We’ll say that again: the cards never had meanings. To historians, this is an obvious thing; however, for many of us card readers it is perhaps a little hard to wrap our heads around the idea, having spent our lives learning the meanings of the cards. So, let’s take another look at this revelation and see how it affects not only the way we think about our cards—and how the Lenormand and other cards fit into the tradition—but also how we read them.

A Bit More History

Long before Lenormand and tarot, there was a craze (a little like the Lenormand, which is now having a second renaissance in English, like a key opening a rose) for things called fortune books. These oracular books contained a variety of verses, giving both questions and answers for all likely predicaments. They were consulted with a range of means: by casting dice, pulling threads fastened to various pages, turning a paper wheel embedded in the book, counting the number of letters in one’s name, and of course, by drawing cards.

One would then consult an appropriate portion of text that would often lead (a bit like a contemporary “choose your own adventure” book) to branching avenues of verse and oracle, based on some further combination of your dice or decision.

These books were so popular that even the famous Thomas More and William Lilly translated one such book from the Italian, in about 1500. This was the Libro delle Sorti (1474) of Lorenzo Spiriti.

There is a similar fortunetelling book in the library of the Royal Society in London, which Marcus visited to view last year. This is the Triompho di fortuna (the Triumph of Fortune) by Sigismondo Fanti, published in Venice in 1527.

The book is full of incredible woodcut drawings, some of which have a coincidental similarity to tarot card images.

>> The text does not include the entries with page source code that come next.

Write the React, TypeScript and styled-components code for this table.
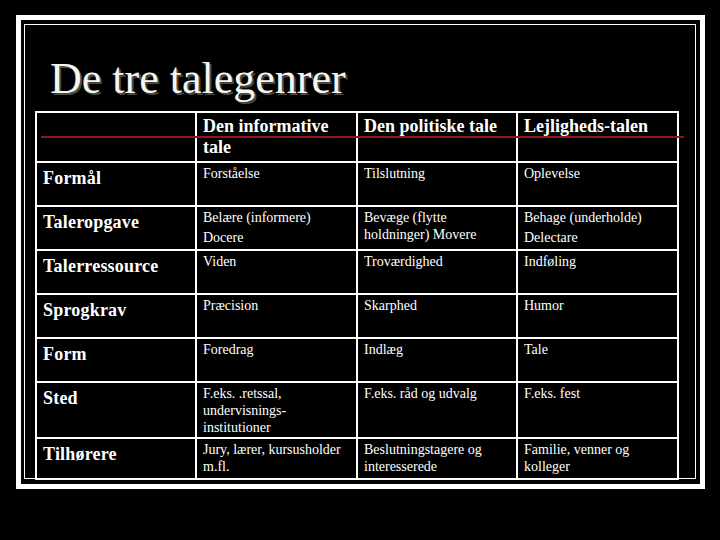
import styled, { createGlobalStyle } from 'styled-components'

const GlobalStyle = createGlobalStyle`
  html, body {
    margin: 0;
    padding: 0;
    background: #000;
  }
`

type Row = {
  label: string
  cells: string[][]
}

const headers = ['Den informative tale', 'Den politiske tale', 'Lejligheds-talen']

const rows: Row[] = [
  { label: 'Formål', cells: [['Forståelse'], ['Tilslutning'], ['Oplevelse']] },
  {
    label: 'Taleropgave',
    cells: [['Belære (informere)', 'Docere'], ['Bevæge (flytte holdninger) Movere'], ['Behage (underholde)', 'Delectare']],
  },
  { label: 'Talerressource', cells: [['Viden'], ['Troværdighed'], ['Indføling']] },
  { label: 'Sprogkrav', cells: [['Præcision'], ['Skarphed'], ['Humor']] },
  { label: 'Form', cells: [['Foredrag'], ['Indlæg'], ['Tale']] },
  { label: 'Sted', cells: [['F.eks. .retssal, undervisnings-institutioner'], ['F.eks. råd og udvalg'], ['F.eks. fest']] },
  {
    label: 'Tilhørere',
    cells: [['Jury, lærer, kursusholder m.fl.'], ['Beslutningstagere og interesserede'], ['Familie, venner og kolleger']],
  },
]

export default function App() {
  return (
    <>
      <GlobalStyle />
      <Slide>
        <OuterFrame>
          <InnerFrame>
            <Title>De tre talegenrer</Title>
            <Table>
              <HeaderCell />
              {headers.map((h) => (
                <HeaderCell key={h}>{h}</HeaderCell>
              ))}
              {rows.map((row) => (
                <RowGroup key={row.label} row={row} />
              ))}
            </Table>
          </InnerFrame>
        </OuterFrame>
        <TitleRule />
      </Slide>
    </>
  )
}

const RowGroup = ({ row }: { row: Row }) => (
  <>
    <LabelCell>{row.label}</LabelCell>
    {row.cells.map((paras, i) => (
      <DataCell key={i}>
        {paras.map((p) => (
          <Para key={p}>{p}</Para>
        ))}
      </DataCell>
    ))}
  </>
)

const Slide = styled.div`
  position: relative;
  width: 720px;
  height: 540px;
  box-sizing: border-box;
  padding: 15px 0 0 16px;
  background: #000;
  font-family: 'Liberation Serif', 'Times New Roman', serif;
  color: #fff;
  overflow: hidden;
`

const OuterFrame = styled.div`
  width: 689px;
  height: 474px;
  box-sizing: border-box;
  border: 5px solid #fff;
  padding: 4px 4px 5px 3px;
`

const InnerFrame = styled.div`
  display: flex;
  flex-direction: column;
  height: 100%;
  box-sizing: border-box;
  border: 1px solid #fff;
`

const Title = styled.h1`
  margin: 0;
  padding: 29px 0 0 25px;
  font-size: 44px;
  font-weight: normal;
  line-height: 50px;
  color: #f6f6ee;
  text-shadow: 2px 2px 0 #4a4a4a;
`

const Table = styled.div`
  display: grid;
  grid-template-columns: 158px 159px 158px 159px;
  grid-template-rows: 48px repeat(5, 42px) 54px 39px;
  gap: 2px;
  width: 644px;
  box-sizing: border-box;
  margin: 7px 0 0 10px;
  padding: 2px;
  background: #fff;
  flex-shrink: 0;
`

const Cell = styled.div`
  background: #000;
  color: #fff;
  padding: 2px 6px;
  overflow: hidden;
`

const HeaderCell = styled(Cell)`
  padding-top: 3px;
  font-size: 18px;
  font-weight: bold;
  line-height: 21px;
`

const LabelCell = styled(Cell)`
  padding-top: 4px;
  font-size: 18px;
  font-weight: bold;
  line-height: 22px;
  letter-spacing: 0.2px;
`

const DataCell = styled(Cell)`
  font-size: 14px;
  line-height: 17px;
`

const Para = styled.p`
  margin: 0 0 3px;
`

const TitleRule = styled.div`
  position: absolute;
  left: 41px;
  top: 136px;
  width: 643px;
  height: 2px;
  background: #8a1a1a;
`
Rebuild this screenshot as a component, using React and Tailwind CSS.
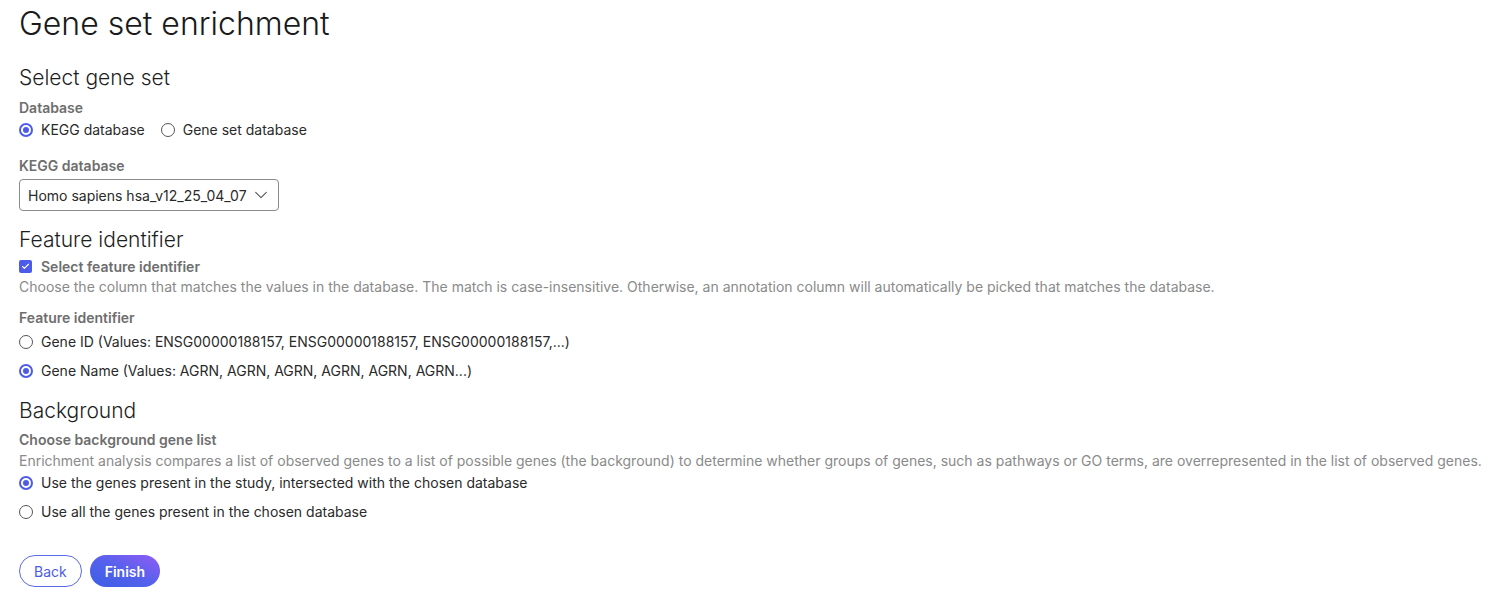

As these books became popular, English equivalents eventually started to appear from the early 1700s onwards. One such original book we went to look at last year had questions such as whether children would be dutiful or whether you would die rich or poor. Other questions perhaps are more suited to the time, such as “In what kind of cattle, beasts, or poultry is it best to deal?” It is interesting that these books often chose the question as well as the answer, making it more of a parlour game.13

As time went on, often these questions, verses, and answers were depicted next to the playing cards that might have been chosen for that particular route. So it was only a matter of time for people to simplify the whole method (who wanted to buy a big book when you only needed cards?) by writing down a simplified form of the verses on a pack of cards. Also, perhaps it became even more obvious to have a small vignette (picture) on the playing card, to help with the interpretation!

So over time, the cards became stuck with one meaning, one image, one set of interpretations. But this was not how they started—they started as keys to unlock a separate book of meanings, map of routes, and set of oracles. So when we are reading playing cards, they have no meanings, they just point us to possible verses and meanings. When we read tarot, they have “traditional” meanings.

The Lenormand stands as a bridge between these two phases—the cards only have meanings when considered with the whole tableau, and at the same time have some limited and fixed meanings, such as the anchor being hope or faith. In our Lenormand reading, then, we must recall: The cards are the keys, not the doors.

Now let us go ahead and take those keys … and unlock the doors.